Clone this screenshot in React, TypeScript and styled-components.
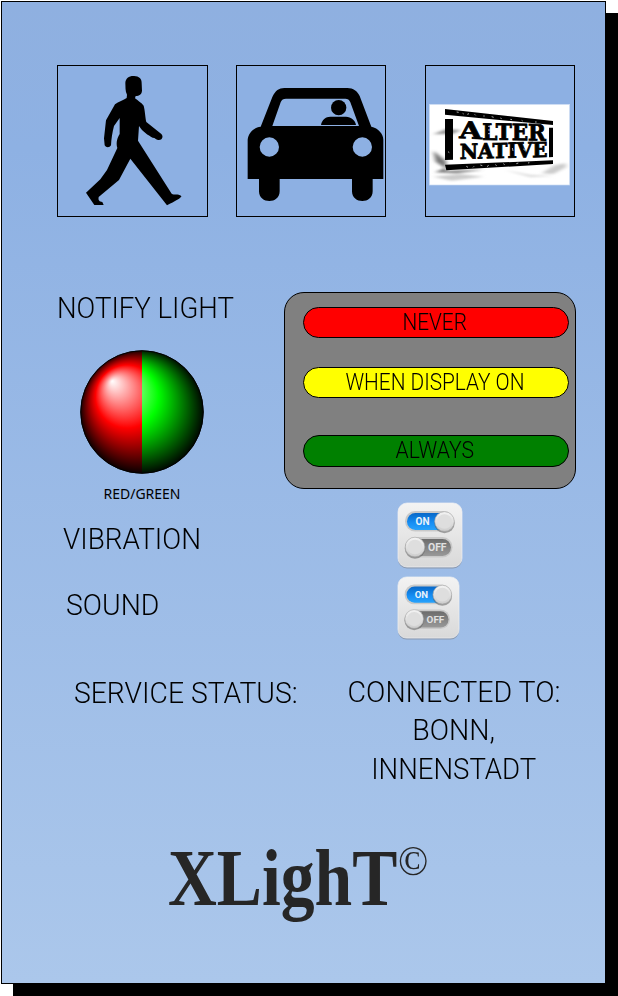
import React from "react";
import styled, { createGlobalStyle } from "styled-components";

const GlobalStyle = createGlobalStyle`
  * { box-sizing: border-box; }
  html, body { margin: 0; background: #fff; overflow: hidden; }
`;

const Page = styled.div`
  width: 618px;
  height: 996px;
  padding: 1px;
  overflow: hidden;
`;

const Screen = styled.main`
  width: 605px;
  height: 983px;
  border: 1px solid #000;
  background: linear-gradient(#8fb0e0 0%, #8eb1e3 15%, #abc7eb 100%);
  box-shadow: 12px 12px 0 #000;
  display: flex;
  flex-direction: column;
  color: #000;
  font-family: Roboto, "Liberation Sans", sans-serif;
  font-weight: 300;
`;

const Modes = styled.nav`
  display: grid;
  grid-template-columns: 151px 150px 150px;
  column-gap: 28px;
  margin: 63px 0 0 55px;
  & > :last-child { margin-left: 11px; }
`;

const ModeTile = styled.button`
  width: 100%;
  min-width: 150px;
  height: 152px;
  padding: 0;
  border: 1px solid #000;
  background: #8db0e3;
  display: block;
  svg { display: block; }
`;

const Notify = styled.section`
  display: grid;
  grid-template-columns: 227px 292px;
  margin: 75px 0 0 55px;
  height: 207px;
`;

const LightColumn = styled.div`
  display: flex;
  flex-direction: column;
  align-items: flex-start;
`;

const Label = styled.div<{ $squeeze?: number; $size?: number; $line?: number }>`
  font-size: ${(p) => p.$size ?? 30}px;
  line-height: ${(p) => p.$line ?? 38}px;
  white-space: nowrap;
  transform: scaleX(${(p) => p.$squeeze ?? 0.92});
  transform-origin: left center;
`;

const CenterLabel = styled(Label)`
  transform-origin: center;
`;

const NotifyLabel = styled(Label)`
  margin-top: -3px;
`;

const Lamp = styled.svg`
  display: block;
  width: 126px;
  height: 126px;
  margin: 22px 0 0 22px;
`;

const Caption = styled.div`
  width: 126px;
  margin: 9px 0 0 22px;
  text-align: center;
  font: 400 14px/20px "Noto Sans", sans-serif;
`;

const Options = styled.div`
  width: 292px;
  height: 197px;
  border: 1px solid #000;
  border-radius: 20px;
  background: #808080;
  padding: 14px 6px 0 18px;
  display: grid;
  grid-template-rows: 31px 31px 32px;
  row-gap: 29px;
  & > :last-child { margin-top: 8px; height: 32px; }
`;

const Option = styled.button<{ $color: string }>`
  width: 266px;
  height: 31px;
  padding: 0 2px 0 0;
  border: 1px solid #000;
  border-radius: 16px;
  background: ${(p) => p.$color};
  color: #000;
  font: inherit;
  display: flex;
  align-items: center;
  justify-content: center;
`;

const Setting = styled.section<{ $indent: number; $inset: number; $height: number }>`
  height: ${(p) => p.$height}px;
  display: flex;
  justify-content: space-between;
  align-items: center;
  padding: 0 ${(p) => p.$inset}px 0 ${(p) => p.$indent}px;
`;

const VibrationLabel = styled(Label)`
  padding-top: 6px;
`;

const SoundLabel = styled(Label)`
  padding-bottom: 6px;
`;

const Status = styled.section`
  display: grid;
  grid-template-columns: 274px 212px;
  margin: 30px 0 0 72px;
  height: 120px;
`;

const ServiceLabel = styled(Label)`
  padding-top: 1px;
`;

const StatusValue = styled.div`
  display: flex;
  flex-direction: column;
  align-items: center;
`;

const Brand = styled.footer`
  display: flex;
  align-items: flex-start;
  margin: 37px 0 0 166px;
  color: #262626;
  font-family: "Liberation Serif", serif;
`;

const Wordmark = styled.div`
  width: 230px;
  font-size: 81px;
  line-height: 97px;
  font-weight: 700;
  white-space: nowrap;
  transform: scaleX(0.835);
  transform-origin: left center;
`;

const Copyright = styled.div`
  margin-top: 7px;
  font-size: 42px;
  line-height: 48px;
  font-weight: 400;
  transform: scaleX(0.95);
  transform-origin: left center;
`;

const Pedestrian = () => (
  <svg width="149" height="150" viewBox="24 18 447 450">
    <path d="M250 48C266 47 276 56 275 70L276 92C275 103 268 108 257 108L255 115C262 121 275 129 281 137C285 151 286 174 289 186L334 222C341 229 337 240 327 240C320 241 316 233 308 233C294 225 278 216 267 198L264 242L365 401C374 407 383 400 394 408C396 413 374 424 351 436L241 296L207 360L146 411C144 421 148 425 157 426L161 435H133L108 398L151 358L171 330L202 264C197 247 203 231 209 222V174L192 198C187 216 184 238 183 256C179 264 168 264 164 256L162 235L168 181L195 133C205 125 221 121 230 114L231 104C225 92 227 81 226 69C227 55 236 48 250 48Z" />
  </svg>
);

const Car = () => (
  <svg width="148" height="150" viewBox="21 18 444 450">
    <path fillRule="evenodd" d="M92 200L127 111C136 92 147 84 163 84H352C370 84 382 93 389 108L424 200C445 204 460 222 460 239V357H428V394C428 433 366 433 366 394V357H149V394C149 433 87 433 87 394V357H53V239C55 219 72 202 92 200ZM127 198H387L361 127C358 119 353 116 346 116H168C160 116 155 119 152 127ZM118 232A29 29 0 1 0 118 290A29 29 0 1 0 118 232ZM397 232A29 29 0 1 0 397 290A29 29 0 1 0 397 232Z" />
    <circle cx="326" cy="143" r="23" />
    <path d="M273 195C275 180 287 170 301 170H348C363 170 376 181 378 195Z" />
  </svg>
);

const Alternative = () => (
  <svg width="148" height="150" viewBox="18 18 444 450">
    <defs>
      <filter id="smoke" x="-30%" y="-60%" width="160%" height="220%">
        <feGaussianBlur stdDeviation="6 3" />
      </filter>
      <clipPath id="card"><rect x="28" y="133" width="421" height="242" /></clipPath>
    </defs>
    <rect x="28" y="133" width="421" height="242" fill="#fff" stroke="#c9daf2" strokeWidth="2" />
    <g clipPath="url(#card)">
      <g filter="url(#smoke)">
        <path d="M40 223L78 207L122 210L98 222Z" fill="#999" />
        <path d="M40 272L78 303L79 333L190 329L110 340L45 337L75 324L47 305Z" fill="#777" />
        <path d="M40 350L120 342L190 350L95 362Z" fill="#ccc" />
        <path d="M365 340L405 315L437 310L438 322L400 342Z" fill="#ccc" />
        <path d="M255 330L330 344L405 348L330 352Z" fill="#ddd" />
      </g>
      <path d="M75 147L399 183V195L75 164ZM75 177H99V299L75 300ZM387 203H399V291L387 292ZM75 314L399 301V312L79 331Z" />
      <g fill="#000" fontFamily="DejaVu Serif" fontWeight="700" stroke="#000" strokeWidth="2.500">
        <text transform="matrix(1 .05 0 1 118 234)" fontSize="70" textLength="68" lengthAdjust="spacingAndGlyphs">A</text>
        <text transform="matrix(1 .015 0 1 187 239)" fontSize="67" textLength="191" lengthAdjust="spacingAndGlyphs">LTER</text>
        <text transform="matrix(1 -.025 0 1 119 297)" fontSize="62" textLength="264" lengthAdjust="spacingAndGlyphs">NATIVE</text>
      </g>
      <path d="M110 156l6 1M128 160l3 2M142 163l5-2M164 163l3 3M190 168l4 0M215 170l6 2M241 174l4 2M271 178l5 1M305 181l3 2M345 186l5 0M84 275l4 3M139 319l5 3M159 322l3-3M181 315l6 2M201 320l5-4M226 314l4 3M250 311l4 3M289 311l6-2M324 309l4-1M204 199l9 0M204 210l8 0M204 221l7 0M226 273l3 7M277 264l2 9M310 267l5 4" stroke="#fff" strokeWidth="2" fill="none" />
    </g>
  </svg>
);

const BicolorLamp = () => (
  <Lamp viewBox="0 0 126 126">
    <defs>
      <radialGradient id="red" gradientUnits="userSpaceOnUse" cx="63" cy="63" r="63" fx="33" fy="32">
        <stop offset="0" stopColor="#fff" />
        <stop offset=".5" stopColor="#f00" />
        <stop offset="1" stopColor="#000" />
      </radialGradient>
      <radialGradient id="green" gradientUnits="userSpaceOnUse" cx="63" cy="63" r="63" fx="33" fy="32">
        <stop offset="0" stopColor="#fff" />
        <stop offset=".5" stopColor="#0f0" />
        <stop offset="1" stopColor="#000" />
      </radialGradient>
    </defs>
    <path d="M63 1.500A61.500 61.500 0 0 0 63 124.500Z" fill="url(#red)" />
    <path d="M63 1.500A61.500 61.500 0 0 1 63 124.500Z" fill="url(#green)" />
    <circle cx="63" cy="63" r="61.300" fill="none" stroke="#000" />
  </Lamp>
);

const Switches = ({ width, height }: { width: number; height: number }) => (
  <svg width={width} height={height} viewBox="0 0 66 67" preserveAspectRatio="none">
    <defs>
      <linearGradient id="plate" x2="0" y2="1"><stop stopColor="#f3f3f3" /><stop offset="1" stopColor="#d9d9d9" /></linearGradient>
      <linearGradient id="on" x2="0" y2="1"><stop stopColor="#0868c8" /><stop offset=".6" stopColor="#168ff5" /><stop offset="1" stopColor="#27a2fb" /></linearGradient>
      <linearGradient id="off" x2="0" y2="1"><stop stopColor="#6c6c6c" /><stop offset="1" stopColor="#999" /></linearGradient>
      <linearGradient id="knob" x2="0" y2="1"><stop stopColor="#f4f4f4" /><stop offset="1" stopColor="#cdcdcd" /></linearGradient>
    </defs>
    <rect x="1" y="2" width="64" height="64.500" rx="9" fill="#8998ae" />
    <rect x="1" y="1" width="64" height="64" rx="9" fill="url(#plate)" stroke="#f0f1f3" strokeWidth=".7" />
    <rect x="8" y="9" width="49" height="20.500" rx="10" fill="#c9c9c9" />
    <rect x="10" y="11" width="45" height="17" rx="8.500" fill="url(#on)" />
    <rect x="8" y="35" width="47.500" height="20.500" rx="10" fill="#c9c9c9" />
    <rect x="10" y="37" width="44" height="17" rx="8.500" fill="url(#off)" />
    <circle cx="47.500" cy="21" r="10.200" fill="#555" opacity=".5" />
    <circle cx="47.500" cy="19.500" r="9.800" fill="url(#knob)" stroke="#aaa" strokeWidth=".6" />
    <circle cx="47.500" cy="19.500" r="7.300" fill="#dedede" />
    <circle cx="18" cy="46.500" r="10.200" fill="#555" opacity=".5" />
    <circle cx="18" cy="45" r="9.800" fill="url(#knob)" stroke="#aaa" strokeWidth=".6" />
    <circle cx="18" cy="45" r="7.300" fill="#dedede" />
    <g fontFamily="Roboto" fontWeight="700" fontSize="10" fill="#e9f2fa">
      <text x="18.500" y="23.400" textLength="14" lengthAdjust="spacingAndGlyphs">ON</text>
      <text x="31" y="49.200" textLength="18.500" lengthAdjust="spacingAndGlyphs" fill="#e1e1e1">OFF</text>
    </g>
  </svg>
);

export default function App() {
  return (
    <Page>
      <GlobalStyle />
      <Screen>
        <Modes>
          <ModeTile><Pedestrian /></ModeTile>
          <ModeTile><Car /></ModeTile>
          <ModeTile><Alternative /></ModeTile>
        </Modes>
        <Notify>
          <LightColumn>
            <NotifyLabel>NOTIFY LIGHT</NotifyLabel>
            <BicolorLamp />
            <Caption>RED/GREEN</Caption>
          </LightColumn>
          <Options>
            <Option $color="#ff0000"><CenterLabel $size={23} $line={30} $squeeze={0.905}>NEVER</CenterLabel></Option>
            <Option $color="#ffff00"><CenterLabel $size={23} $line={30} $squeeze={0.905}>WHEN DISPLAY ON</CenterLabel></Option>
            <Option $color="#008000"><CenterLabel $size={23} $line={30}>ALWAYS</CenterLabel></Option>
          </Options>
        </Notify>
        <Setting $indent={61} $inset={142} $height={73}>
          <VibrationLabel $squeeze={0.93}>VIBRATION</VibrationLabel>
          <Switches width={66} height={67} />
        </Setting>
        <Setting $indent={64} $inset={145} $height={71}>
          <SoundLabel $squeeze={0.945}>SOUND</SoundLabel>
          <Switches width={63} height={64} />
        </Setting>
        <Status>
          <ServiceLabel $squeeze={0.943}>SERVICE STATUS:</ServiceLabel>
          <StatusValue>
            <CenterLabel $squeeze={0.95}>CONNECTED TO:</CenterLabel>
            <CenterLabel $squeeze={0.95}>BONN,</CenterLabel>
            <CenterLabel $line={40}>INNENSTADT</CenterLabel>
          </StatusValue>
        </Status>
        <Brand>
          <Wordmark>XLighT</Wordmark>
          <Copyright>©</Copyright>
        </Brand>
      </Screen>
    </Page>
  );
}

* DIRECTIVE:
Copy all lines in the listing above where the string "React" appears.

* RESPONSE TO THE EXERCISE:
Clone this screenshot in React, TypeScript and styled-components.
import React from "react";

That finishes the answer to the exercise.